Las manifestaciones cumplen su papel simbólico en la historia: pero si la masiva marcha indígena de 2001 fue desoída incluso por la izquierda partidista sin consecuencias para el PRD (que siguió siendo “la opción” electoral) y las manifestaciones antifraude de 1988, 2006, 2012 fueron desoídas y no significaron un freno de mayor importancia al ascenso de los políticos entreguistas al servicio de Washington y las transnacionales, las manifestaciones de hoy no pueden cumplir un papel mayor que el de salvar el honor de un pueblo avasallado que puede decir que no se merece el gobierno que tiene, pero no puede sacudírselo.

Lo que dijo Naomi Klein respecto al planeta es cierto hoy para México: las protestas simbólicas ya no bastan, no sirven. ¿Quién le pone el cascabel al gato? ¿Quién da el paso adelante en una política de desobediencia civil legítima, pero que no se reduzca a exponer a los de abajo a la represión mientras los políticos de izquierda no dejan de vivir del presupuesto? No sé quiénes lo harán, pero estoy seguro de que los líderes del agotado ciclo civilista, republicano y electorero no lo harán: porque en el fondo comparten los valores de quienes detentan el poder. Las diferencias son de matices y de personeros, no de fondo.

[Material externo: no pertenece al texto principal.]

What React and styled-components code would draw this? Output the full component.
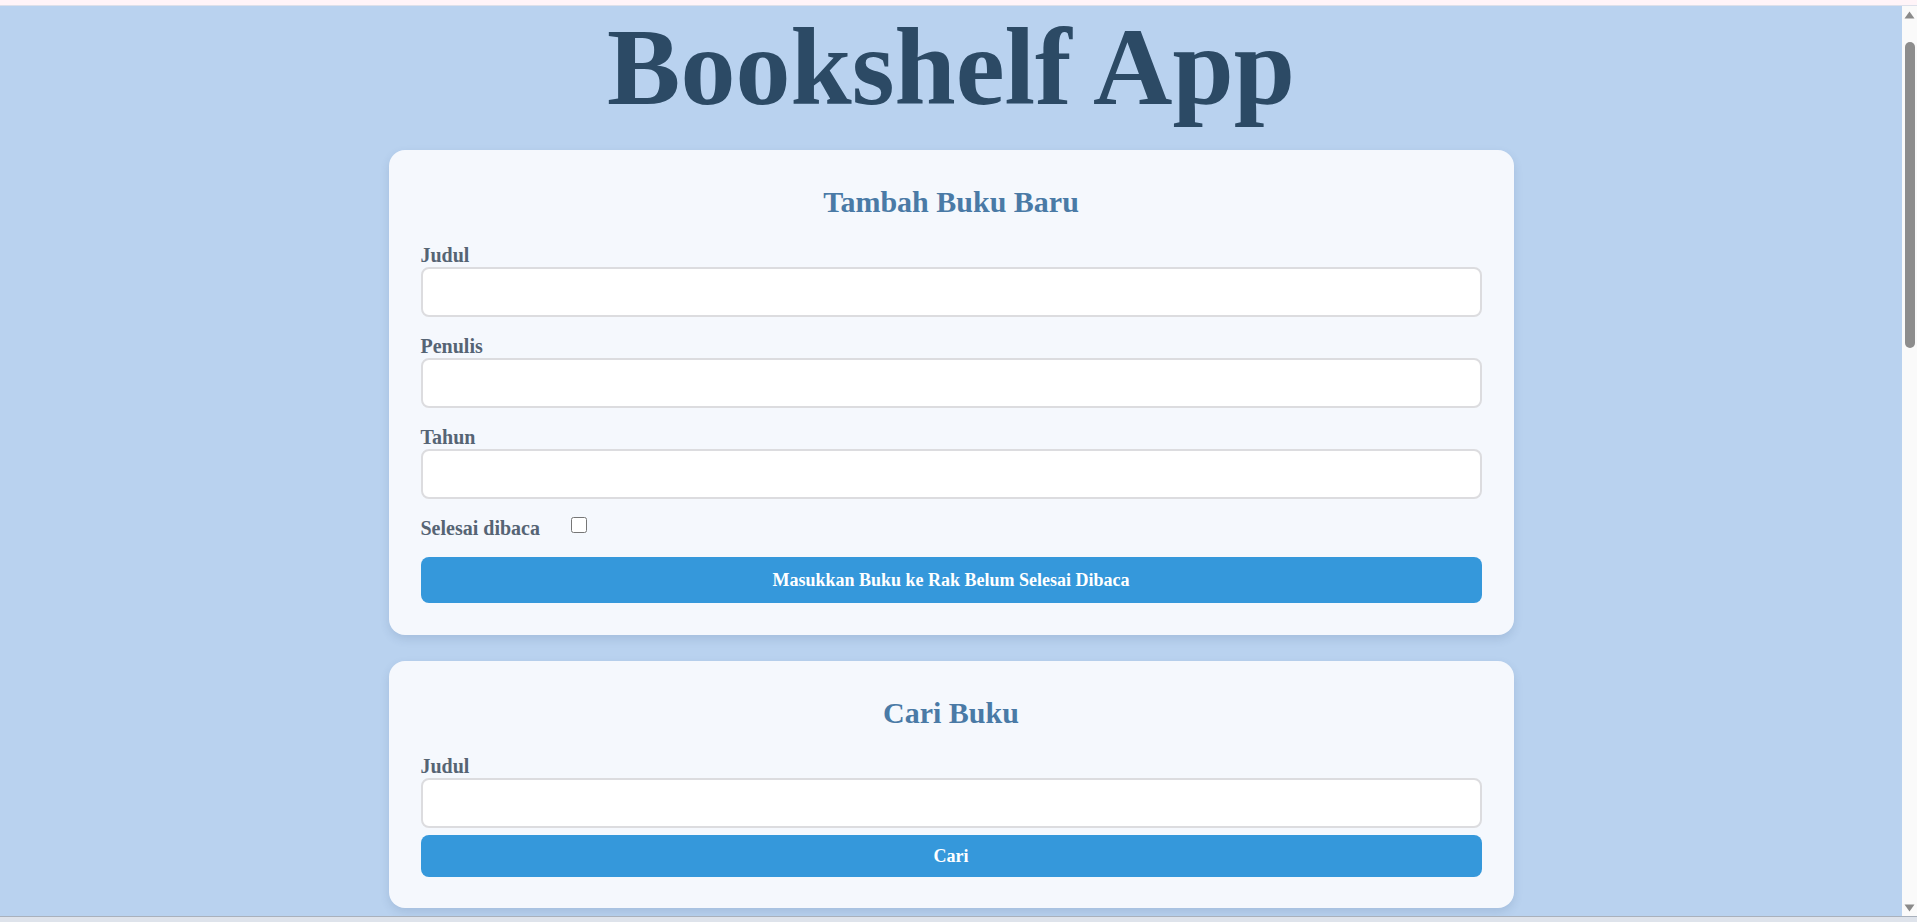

¿Necesita el México de abajo de esa clase de líderes para organizarse o puede dejar de delegar su poder y representarse a sí mismo? La existencia de esta nación como tal depende de las respuestas a ese tipo de preguntas. Quienes creen que se ha agotado la no-violencia desestiman las posibilidades políticas. Falta, además de autonomía, imaginación política.